Meinung

Russische Nächte

Er hatte meinem Vater als Kind Halt gegeben in den Wirren der Nachkriegszeit.

Barbara Kaufmann
über den Urgroßvater aus Russland.

Ich war noch nie in Russland. Ich weiß nur wenig über das Land, das so fern ist, so riesig groß, so fremd. Und doch ist Russland nie weit weg gewesen in meiner Kindheit. Es war immer da, oftmals Thema, meistens aufgebracht von meinem Vater, der an Russland hing, ohne je dort gewesen zu sein.

Wie viele Kriegskinder war er ohne Vater aufgewachsen und der einzige, der mit ihm Pfeifen schnitzte aus kleinen Ästen, ihm Fahrradfahren beibrachte und nachts mit ihm draußen am Feld am Heimweg von der Arbeit über das Leben nachdachte, war sein Großvater gewesen, ein Russe. Mein Vater lernte von klein auf von ihm russisch und manchmal, wenn er müde war und die Nacht schon lang, sang er mir ein russisches Lied vor, das schön klang und traurig zugleich.
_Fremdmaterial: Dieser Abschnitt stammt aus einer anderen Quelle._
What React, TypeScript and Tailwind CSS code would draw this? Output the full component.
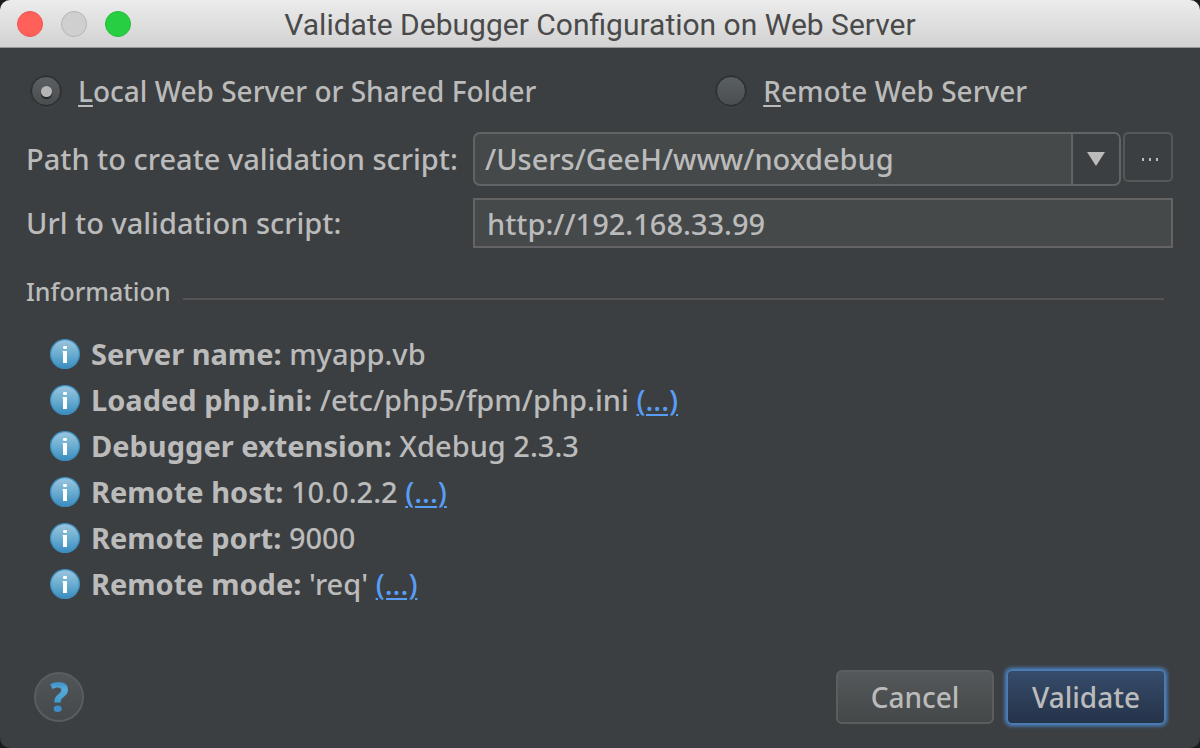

Er musste es gar nicht übersetzen. Wenn er von seinem Großvater sprach, wurden seine Augen weich und verträumt. Er hatte ihm als Kind Halt gegeben in den Wirren der Nachkriegszeit und war doch nie angekommen in diesem Land, das so fern war von seinen Liebsten, die er verlassen hatte.

Der Urgroßvater war geflüchtet und froh hier zu sein, sicher zu sein vor Tod, Folter und Verfolgung. Trotzdem plagte ihn das Heimweh, sein Leben lang. Er war ein ruhiger, nachdenklicher, wortkarger Mann, der davon lebte, dass er Körbe flocht und Hilfsarbeiten erledigte am Hof oben am Hügel über dem Dorf. Aber manchmal, erzählte mir mein Vater, kam er nachts nicht nach Hause, saß draußen auf der Wiese, rauchte selbstgedrehte Zigaretten aus Tabak, den er aus den weggeworfenen Stummeln zusammengesammelt hatte und dachte an die Heimat. Er wurde melancholisch, seine Augen feucht und mein Vater setzte sich stumm zu ihm, hielt ihm die Hand und konnte ihn doch nicht trösten.

Nicht einfach

In der Zeit nach dem Krieg war es nicht einfach, der Enkel eines Russen zu sein. Einmal haben ein paar Kinder aus dem Dorf am Heimweg von der Schule Steine nach meinem Vater geworfen. Sie haben „triff den Russ“ gespielt und mein Vater rannte und kam atemlos, aber ungetroffen zu Hause an. Die Urgroßmutter hatte ihre Schürze abgelegt und nach ihrem Stock gegriffen, fest entschlossen ihn zu verteidigen. Doch ihr Feldzug endete nach wenigen Metern, denn sie war nicht mehr die Jüngste. Wenigstens konnte sie die Kinder vertreiben.

Mein Vater hat russische Kunst geliebt. Er mochte den Pathos und die Intensität von Schostakowitsch und Rachmaninow, er verehrte Tschaikowski und gab mir schon früh Bücher von Tolstoi und Dostojewski zu lesen und die Stücke von Tschechow. „Russisch“, sagte er, „ist die Sprache zum Dichten und zum Träumen“. Aber ich brachte bei den Romanen schnell die vielen Namen durcheinander und legte sie schließlich ungelesen weg. Mein Vater ist gestorben, ohne mir ein Wort jener Sprache beizubringen, in der er so gerne geträumt hatte.

Das Grab meines Urgroßvaters gibt es nicht mehr. Dort wo es war, ist heute eine wilde Wiese, auf der im Sommer die Glockenblumen blühen. Irgendwann möchte ich nach Russland, in das Dorf, aus dem mein Urgroßvater einst kam. Um zu sehen, ob ich etwas finde, das mich an ihn erinnert. Und irgendwann werde ich all die Bücher zu Ende lesen, die mir mein Vater geschenkt hat. Ich habe es nicht vergessen.